WHAT YOU WILL DO: Reproduce all the entries exactly and keep the pictures out.

DATA FOR THIS TASK:
_ _ _ _ _ _ _

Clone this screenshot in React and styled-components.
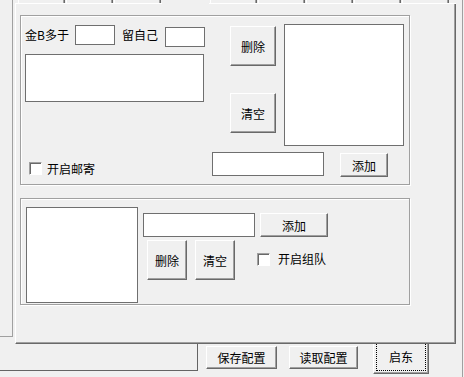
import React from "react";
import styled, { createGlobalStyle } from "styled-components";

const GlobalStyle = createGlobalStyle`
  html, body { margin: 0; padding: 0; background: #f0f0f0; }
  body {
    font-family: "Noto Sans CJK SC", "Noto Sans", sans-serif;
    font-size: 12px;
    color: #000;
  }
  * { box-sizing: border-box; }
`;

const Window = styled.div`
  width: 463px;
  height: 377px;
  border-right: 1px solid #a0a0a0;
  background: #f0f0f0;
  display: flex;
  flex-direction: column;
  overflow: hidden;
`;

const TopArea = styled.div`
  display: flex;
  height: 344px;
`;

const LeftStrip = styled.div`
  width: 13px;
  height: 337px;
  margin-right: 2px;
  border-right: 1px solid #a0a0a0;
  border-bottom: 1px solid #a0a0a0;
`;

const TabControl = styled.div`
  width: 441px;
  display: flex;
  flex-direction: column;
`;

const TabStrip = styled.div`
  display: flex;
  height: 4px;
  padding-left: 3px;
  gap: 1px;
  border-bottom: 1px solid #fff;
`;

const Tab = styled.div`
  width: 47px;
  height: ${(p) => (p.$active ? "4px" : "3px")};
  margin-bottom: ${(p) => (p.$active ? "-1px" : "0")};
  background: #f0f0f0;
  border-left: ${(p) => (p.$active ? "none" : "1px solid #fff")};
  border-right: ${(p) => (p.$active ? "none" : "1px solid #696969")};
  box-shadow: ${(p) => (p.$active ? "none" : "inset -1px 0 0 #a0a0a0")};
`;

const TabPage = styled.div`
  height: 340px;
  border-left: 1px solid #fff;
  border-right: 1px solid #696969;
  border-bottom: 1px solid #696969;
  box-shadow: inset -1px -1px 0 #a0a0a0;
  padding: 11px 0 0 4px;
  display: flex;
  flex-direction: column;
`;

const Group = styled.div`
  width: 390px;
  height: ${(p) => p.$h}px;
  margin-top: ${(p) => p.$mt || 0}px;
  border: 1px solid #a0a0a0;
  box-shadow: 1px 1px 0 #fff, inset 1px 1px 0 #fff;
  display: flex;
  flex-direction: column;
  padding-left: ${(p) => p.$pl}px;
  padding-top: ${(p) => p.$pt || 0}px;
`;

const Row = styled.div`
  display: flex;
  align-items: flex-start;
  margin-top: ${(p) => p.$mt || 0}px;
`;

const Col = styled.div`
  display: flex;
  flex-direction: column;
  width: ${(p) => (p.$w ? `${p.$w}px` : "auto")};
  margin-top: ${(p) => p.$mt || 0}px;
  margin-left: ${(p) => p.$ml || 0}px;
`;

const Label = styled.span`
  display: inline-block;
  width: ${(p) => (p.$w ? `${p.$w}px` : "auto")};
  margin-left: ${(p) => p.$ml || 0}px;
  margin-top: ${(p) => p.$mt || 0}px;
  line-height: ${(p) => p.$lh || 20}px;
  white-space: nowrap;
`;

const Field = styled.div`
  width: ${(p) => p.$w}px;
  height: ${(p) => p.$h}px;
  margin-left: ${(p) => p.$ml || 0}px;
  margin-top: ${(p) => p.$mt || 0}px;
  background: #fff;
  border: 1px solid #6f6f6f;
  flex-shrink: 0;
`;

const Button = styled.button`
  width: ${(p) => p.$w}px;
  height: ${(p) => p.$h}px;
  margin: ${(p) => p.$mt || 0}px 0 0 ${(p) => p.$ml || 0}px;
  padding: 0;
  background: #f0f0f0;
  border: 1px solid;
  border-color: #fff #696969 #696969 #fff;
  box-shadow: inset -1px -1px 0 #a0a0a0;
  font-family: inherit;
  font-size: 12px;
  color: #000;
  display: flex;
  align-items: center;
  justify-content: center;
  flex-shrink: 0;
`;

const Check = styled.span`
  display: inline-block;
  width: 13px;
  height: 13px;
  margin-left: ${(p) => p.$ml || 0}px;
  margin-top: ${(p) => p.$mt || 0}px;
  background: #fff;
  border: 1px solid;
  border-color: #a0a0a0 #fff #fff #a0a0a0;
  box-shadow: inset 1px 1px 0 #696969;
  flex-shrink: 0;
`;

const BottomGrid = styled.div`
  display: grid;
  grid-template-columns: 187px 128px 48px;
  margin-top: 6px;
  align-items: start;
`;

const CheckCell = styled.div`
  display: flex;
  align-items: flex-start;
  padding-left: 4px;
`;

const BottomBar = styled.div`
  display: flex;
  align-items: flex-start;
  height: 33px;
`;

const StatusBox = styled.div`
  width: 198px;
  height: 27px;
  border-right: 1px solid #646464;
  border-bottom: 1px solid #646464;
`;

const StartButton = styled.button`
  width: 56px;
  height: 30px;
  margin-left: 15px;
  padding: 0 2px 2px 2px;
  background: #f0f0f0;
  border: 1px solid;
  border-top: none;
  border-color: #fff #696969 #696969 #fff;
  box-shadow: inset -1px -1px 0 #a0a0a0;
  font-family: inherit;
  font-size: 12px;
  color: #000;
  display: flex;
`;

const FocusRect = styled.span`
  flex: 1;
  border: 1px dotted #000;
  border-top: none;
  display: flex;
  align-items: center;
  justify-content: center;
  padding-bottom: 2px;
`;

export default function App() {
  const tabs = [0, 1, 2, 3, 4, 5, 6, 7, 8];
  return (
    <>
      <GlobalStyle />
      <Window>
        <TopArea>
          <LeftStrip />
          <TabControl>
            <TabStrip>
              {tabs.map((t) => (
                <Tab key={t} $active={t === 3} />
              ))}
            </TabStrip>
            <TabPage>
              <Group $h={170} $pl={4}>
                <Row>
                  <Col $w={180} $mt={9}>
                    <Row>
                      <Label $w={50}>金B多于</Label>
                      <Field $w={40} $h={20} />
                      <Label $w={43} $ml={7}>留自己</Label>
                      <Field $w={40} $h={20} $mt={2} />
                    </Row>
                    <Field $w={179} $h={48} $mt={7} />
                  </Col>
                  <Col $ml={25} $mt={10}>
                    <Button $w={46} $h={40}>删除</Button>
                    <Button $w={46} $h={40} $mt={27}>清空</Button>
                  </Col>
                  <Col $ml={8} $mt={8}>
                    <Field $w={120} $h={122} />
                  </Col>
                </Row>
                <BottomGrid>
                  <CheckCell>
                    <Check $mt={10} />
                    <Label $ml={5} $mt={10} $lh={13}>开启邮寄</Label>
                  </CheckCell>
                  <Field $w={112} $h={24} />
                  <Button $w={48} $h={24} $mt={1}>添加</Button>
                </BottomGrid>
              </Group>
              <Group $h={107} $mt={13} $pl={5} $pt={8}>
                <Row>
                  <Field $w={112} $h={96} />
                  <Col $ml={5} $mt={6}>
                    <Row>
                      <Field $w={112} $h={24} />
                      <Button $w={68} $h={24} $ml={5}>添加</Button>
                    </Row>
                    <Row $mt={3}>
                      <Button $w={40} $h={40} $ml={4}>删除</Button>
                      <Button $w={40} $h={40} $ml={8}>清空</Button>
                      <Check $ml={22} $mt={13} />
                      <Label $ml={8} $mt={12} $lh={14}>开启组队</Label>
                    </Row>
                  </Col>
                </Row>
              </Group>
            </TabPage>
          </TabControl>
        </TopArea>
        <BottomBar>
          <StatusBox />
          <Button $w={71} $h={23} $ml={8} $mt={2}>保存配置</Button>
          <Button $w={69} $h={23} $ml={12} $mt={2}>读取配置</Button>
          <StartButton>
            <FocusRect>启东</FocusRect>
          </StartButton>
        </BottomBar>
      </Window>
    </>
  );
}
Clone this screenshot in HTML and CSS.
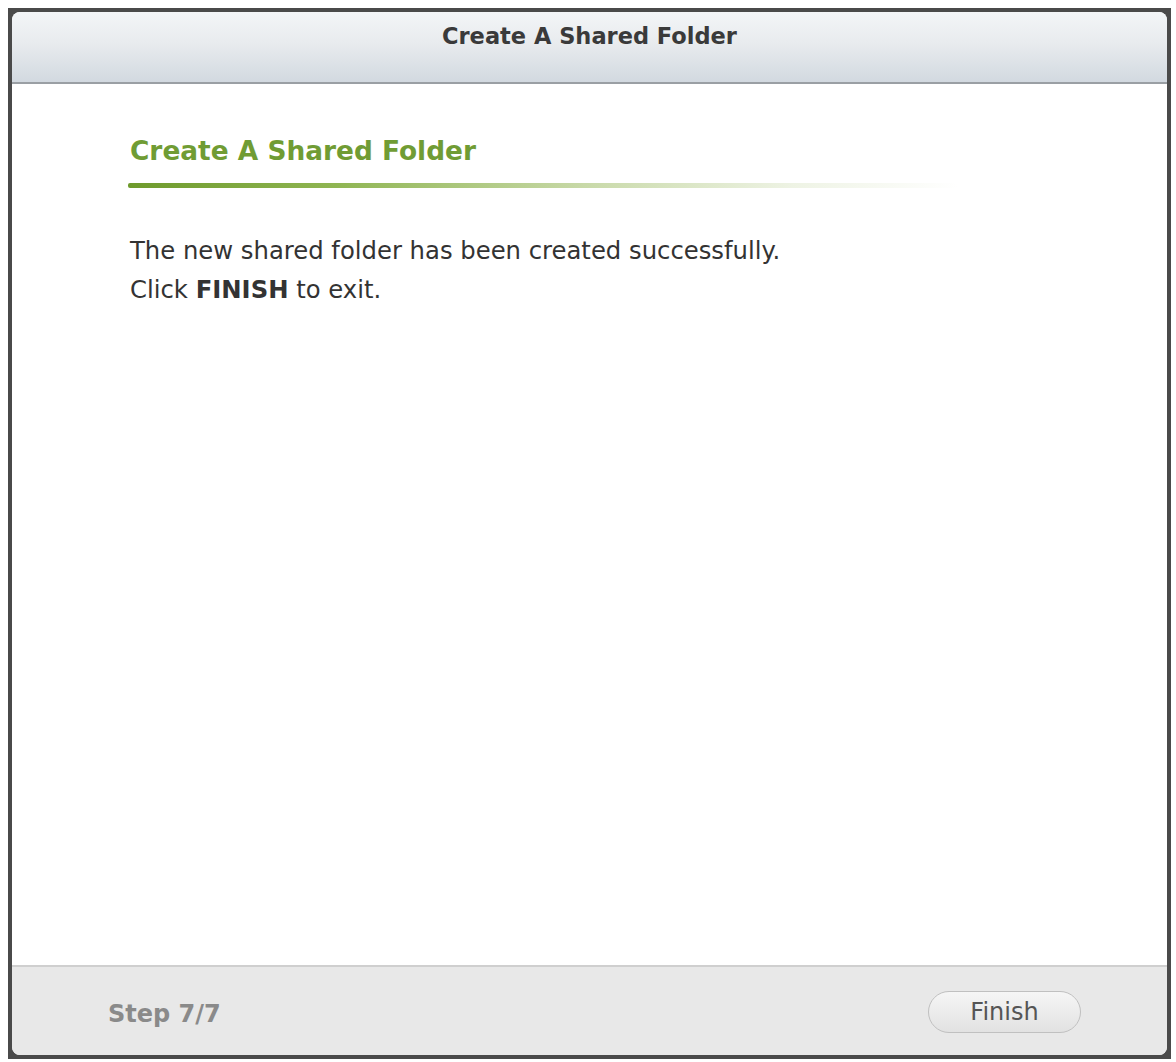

_ _ _ _ _ _ _

EXERCISE SOLUTION:
Clone this screenshot in React and styled-components.
import React from "react";
import styled, { createGlobalStyle } from "styled-components";

const GlobalStyle = createGlobalStyle`
  html, body { margin: 0; padding: 0; background: #f0f0f0; }
  body {
    font-family: "Noto Sans CJK SC", "Noto Sans", sans-serif;
    font-size: 12px;
    color: #000;
  }
  * { box-sizing: border-box; }
`;

const Window = styled.div`
  width: 463px;
  height: 377px;
  border-right: 1px solid #a0a0a0;
  background: #f0f0f0;
  display: flex;
  flex-direction: column;
  overflow: hidden;
`;

const TopArea = styled.div`
  display: flex;
  height: 344px;
`;

const LeftStrip = styled.div`
  width: 13px;
  height: 337px;
  margin-right: 2px;
  border-right: 1px solid #a0a0a0;
  border-bottom: 1px solid #a0a0a0;
`;

const TabControl = styled.div`
  width: 441px;
  display: flex;
  flex-direction: column;
`;

const TabStrip = styled.div`
  display: flex;
  height: 4px;
  padding-left: 3px;
  gap: 1px;
  border-bottom: 1px solid #fff;
`;

const Tab = styled.div`
  width: 47px;
  height: ${(p) => (p.$active ? "4px" : "3px")};
  margin-bottom: ${(p) => (p.$active ? "-1px" : "0")};
  background: #f0f0f0;
  border-left: ${(p) => (p.$active ? "none" : "1px solid #fff")};
  border-right: ${(p) => (p.$active ? "none" : "1px solid #696969")};
  box-shadow: ${(p) => (p.$active ? "none" : "inset -1px 0 0 #a0a0a0")};
`;

const TabPage = styled.div`
  height: 340px;
  border-left: 1px solid #fff;
  border-right: 1px solid #696969;
  border-bottom: 1px solid #696969;
  box-shadow: inset -1px -1px 0 #a0a0a0;
  padding: 11px 0 0 4px;
  display: flex;
  flex-direction: column;
`;

const Group = styled.div`
  width: 390px;
  height: ${(p) => p.$h}px;
  margin-top: ${(p) => p.$mt || 0}px;
  border: 1px solid #a0a0a0;
  box-shadow: 1px 1px 0 #fff, inset 1px 1px 0 #fff;
  display: flex;
  flex-direction: column;
  padding-left: ${(p) => p.$pl}px;
  padding-top: ${(p) => p.$pt || 0}px;
`;

const Row = styled.div`
  display: flex;
  align-items: flex-start;
  margin-top: ${(p) => p.$mt || 0}px;
`;

const Col = styled.div`
  display: flex;
  flex-direction: column;
  width: ${(p) => (p.$w ? `${p.$w}px` : "auto")};
  margin-top: ${(p) => p.$mt || 0}px;
  margin-left: ${(p) => p.$ml || 0}px;
`;

const Label = styled.span`
  display: inline-block;
  width: ${(p) => (p.$w ? `${p.$w}px` : "auto")};
  margin-left: ${(p) => p.$ml || 0}px;
  margin-top: ${(p) => p.$mt || 0}px;
  line-height: ${(p) => p.$lh || 20}px;
  white-space: nowrap;
`;

const Field = styled.div`
  width: ${(p) => p.$w}px;
  height: ${(p) => p.$h}px;
  margin-left: ${(p) => p.$ml || 0}px;
  margin-top: ${(p) => p.$mt || 0}px;
  background: #fff;
  border: 1px solid #6f6f6f;
  flex-shrink: 0;
`;

const Button = styled.button`
  width: ${(p) => p.$w}px;
  height: ${(p) => p.$h}px;
  margin: ${(p) => p.$mt || 0}px 0 0 ${(p) => p.$ml || 0}px;
  padding: 0;
  background: #f0f0f0;
  border: 1px solid;
  border-color: #fff #696969 #696969 #fff;
  box-shadow: inset -1px -1px 0 #a0a0a0;
  font-family: inherit;
  font-size: 12px;
  color: #000;
  display: flex;
  align-items: center;
  justify-content: center;
  flex-shrink: 0;
`;

const Check = styled.span`
  display: inline-block;
  width: 13px;
  height: 13px;
  margin-left: ${(p) => p.$ml || 0}px;
  margin-top: ${(p) => p.$mt || 0}px;
  background: #fff;
  border: 1px solid;
  border-color: #a0a0a0 #fff #fff #a0a0a0;
  box-shadow: inset 1px 1px 0 #696969;
  flex-shrink: 0;
`;

const BottomGrid = styled.div`
  display: grid;
  grid-template-columns: 187px 128px 48px;
  margin-top: 6px;
  align-items: start;
`;

const CheckCell = styled.div`
  display: flex;
  align-items: flex-start;
  padding-left: 4px;
`;

const BottomBar = styled.div`
  display: flex;
  align-items: flex-start;
  height: 33px;
`;

const StatusBox = styled.div`
  width: 198px;
  height: 27px;
  border-right: 1px solid #646464;
  border-bottom: 1px solid #646464;
`;

const StartButton = styled.button`
  width: 56px;
  height: 30px;
  margin-left: 15px;
  padding: 0 2px 2px 2px;
  background: #f0f0f0;
  border: 1px solid;
  border-top: none;
  border-color: #fff #696969 #696969 #fff;
  box-shadow: inset -1px -1px 0 #a0a0a0;
  font-family: inherit;
  font-size: 12px;
  color: #000;
  display: flex;
`;

const FocusRect = styled.span`
  flex: 1;
  border: 1px dotted #000;
  border-top: none;
  display: flex;
  align-items: center;
  justify-content: center;
  padding-bottom: 2px;
`;

export default function App() {
  const tabs = [0, 1, 2, 3, 4, 5, 6, 7, 8];
  return (
    <>
      <GlobalStyle />
      <Window>
        <TopArea>
          <LeftStrip />
          <TabControl>
            <TabStrip>
              {tabs.map((t) => (
                <Tab key={t} $active={t === 3} />
              ))}
            </TabStrip>
            <TabPage>
              <Group $h={170} $pl={4}>
                <Row>
                  <Col $w={180} $mt={9}>
                    <Row>
                      <Label $w={50}>金B多于</Label>
                      <Field $w={40} $h={20} />
                      <Label $w={43} $ml={7}>留自己</Label>
                      <Field $w={40} $h={20} $mt={2} />
                    </Row>
                    <Field $w={179} $h={48} $mt={7} />
                  </Col>
                  <Col $ml={25} $mt={10}>
                    <Button $w={46} $h={40}>删除</Button>
                    <Button $w={46} $h={40} $mt={27}>清空</Button>
                  </Col>
                  <Col $ml={8} $mt={8}>
                    <Field $w={120} $h={122} />
                  </Col>
                </Row>
                <BottomGrid>
                  <CheckCell>
                    <Check $mt={10} />
                    <Label $ml={5} $mt={10} $lh={13}>开启邮寄</Label>
                  </CheckCell>
                  <Field $w={112} $h={24} />
                  <Button $w={48} $h={24} $mt={1}>添加</Button>
                </BottomGrid>
              </Group>
              <Group $h={107} $mt={13} $pl={5} $pt={8}>
                <Row>
                  <Field $w={112} $h={96} />
                  <Col $ml={5} $mt={6}>
                    <Row>
                      <Field $w={112} $h={24} />
                      <Button $w={68} $h={24} $ml={5}>添加</Button>
                    </Row>
                    <Row $mt={3}>
                      <Button $w={40} $h={40} $ml={4}>删除</Button>
                      <Button $w={40} $h={40} $ml={8}>清空</Button>
                      <Check $ml={22} $mt={13} />
                      <Label $ml={8} $mt={12} $lh={14}>开启组队</Label>
                    </Row>
                  </Col>
                </Row>
              </Group>
            </TabPage>
          </TabControl>
        </TopArea>
        <BottomBar>
          <StatusBox />
          <Button $w={71} $h={23} $ml={8} $mt={2}>保存配置</Button>
          <Button $w={69} $h={23} $ml={12} $mt={2}>读取配置</Button>
          <StartButton>
            <FocusRect>启东</FocusRect>
          </StartButton>
        </BottomBar>
      </Window>
    </>
  );
}
Clone this screenshot in HTML and CSS.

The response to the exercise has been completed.